Problem details —
Return all lines from the listing below in which the string "React" occurs.
===== Stored data
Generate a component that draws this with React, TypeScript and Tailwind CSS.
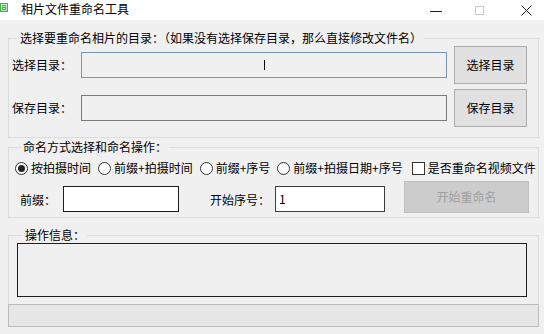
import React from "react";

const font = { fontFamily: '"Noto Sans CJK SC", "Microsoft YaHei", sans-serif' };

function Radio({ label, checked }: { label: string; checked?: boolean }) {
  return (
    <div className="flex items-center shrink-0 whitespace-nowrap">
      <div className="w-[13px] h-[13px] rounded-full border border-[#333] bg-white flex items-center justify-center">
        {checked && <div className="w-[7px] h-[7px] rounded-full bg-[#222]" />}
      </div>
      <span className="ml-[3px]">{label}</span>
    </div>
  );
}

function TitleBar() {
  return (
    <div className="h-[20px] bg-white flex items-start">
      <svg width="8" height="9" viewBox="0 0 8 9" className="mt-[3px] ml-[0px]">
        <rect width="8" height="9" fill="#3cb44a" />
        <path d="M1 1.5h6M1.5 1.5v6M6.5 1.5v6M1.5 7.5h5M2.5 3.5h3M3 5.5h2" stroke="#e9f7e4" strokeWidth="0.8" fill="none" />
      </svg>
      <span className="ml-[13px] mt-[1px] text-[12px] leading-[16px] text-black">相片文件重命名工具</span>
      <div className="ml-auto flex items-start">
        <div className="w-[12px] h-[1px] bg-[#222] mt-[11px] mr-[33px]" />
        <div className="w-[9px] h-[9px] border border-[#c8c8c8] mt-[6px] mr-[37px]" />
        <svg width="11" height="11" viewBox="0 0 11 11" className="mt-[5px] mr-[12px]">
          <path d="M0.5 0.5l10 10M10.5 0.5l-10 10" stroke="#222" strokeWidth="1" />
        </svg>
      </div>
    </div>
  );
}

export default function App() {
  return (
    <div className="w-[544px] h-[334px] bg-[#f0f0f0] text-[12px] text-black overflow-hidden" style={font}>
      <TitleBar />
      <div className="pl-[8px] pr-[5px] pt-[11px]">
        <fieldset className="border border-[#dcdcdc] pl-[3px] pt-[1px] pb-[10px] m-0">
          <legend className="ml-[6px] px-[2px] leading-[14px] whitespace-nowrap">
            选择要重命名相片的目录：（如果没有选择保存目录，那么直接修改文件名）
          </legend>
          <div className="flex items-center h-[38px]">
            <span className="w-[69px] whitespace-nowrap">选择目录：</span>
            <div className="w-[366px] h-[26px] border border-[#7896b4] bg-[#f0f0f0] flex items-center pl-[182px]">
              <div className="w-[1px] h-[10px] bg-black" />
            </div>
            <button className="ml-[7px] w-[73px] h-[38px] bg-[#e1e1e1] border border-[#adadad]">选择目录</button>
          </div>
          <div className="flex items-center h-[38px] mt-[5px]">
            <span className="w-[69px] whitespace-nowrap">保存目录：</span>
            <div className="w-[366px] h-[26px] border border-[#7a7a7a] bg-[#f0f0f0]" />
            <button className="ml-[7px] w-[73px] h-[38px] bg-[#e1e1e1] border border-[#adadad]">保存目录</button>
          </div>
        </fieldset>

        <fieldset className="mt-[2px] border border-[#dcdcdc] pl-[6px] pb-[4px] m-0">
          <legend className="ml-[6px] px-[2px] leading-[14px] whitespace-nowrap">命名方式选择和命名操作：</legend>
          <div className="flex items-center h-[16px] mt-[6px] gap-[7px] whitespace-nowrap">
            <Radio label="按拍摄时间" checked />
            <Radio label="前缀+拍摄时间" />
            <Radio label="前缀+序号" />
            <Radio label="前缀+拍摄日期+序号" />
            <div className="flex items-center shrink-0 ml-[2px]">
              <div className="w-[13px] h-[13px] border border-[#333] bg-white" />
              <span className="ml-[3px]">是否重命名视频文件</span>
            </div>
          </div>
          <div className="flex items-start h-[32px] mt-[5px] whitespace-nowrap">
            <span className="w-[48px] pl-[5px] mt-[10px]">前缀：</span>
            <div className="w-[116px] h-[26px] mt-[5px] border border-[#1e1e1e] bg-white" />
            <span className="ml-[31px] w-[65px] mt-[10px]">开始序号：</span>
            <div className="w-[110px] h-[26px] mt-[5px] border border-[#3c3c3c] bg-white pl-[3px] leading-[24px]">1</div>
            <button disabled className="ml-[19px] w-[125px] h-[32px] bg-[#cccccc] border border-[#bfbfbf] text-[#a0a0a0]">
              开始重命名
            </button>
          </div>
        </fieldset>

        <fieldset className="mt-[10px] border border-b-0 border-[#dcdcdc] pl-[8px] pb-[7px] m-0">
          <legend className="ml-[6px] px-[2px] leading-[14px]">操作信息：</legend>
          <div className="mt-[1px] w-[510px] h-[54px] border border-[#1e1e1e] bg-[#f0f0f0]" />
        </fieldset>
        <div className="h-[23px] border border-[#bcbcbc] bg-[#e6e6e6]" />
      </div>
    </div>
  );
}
==========
Written solution —
Generate a component that draws this with React, TypeScript and Tailwind CSS.
import React from "react";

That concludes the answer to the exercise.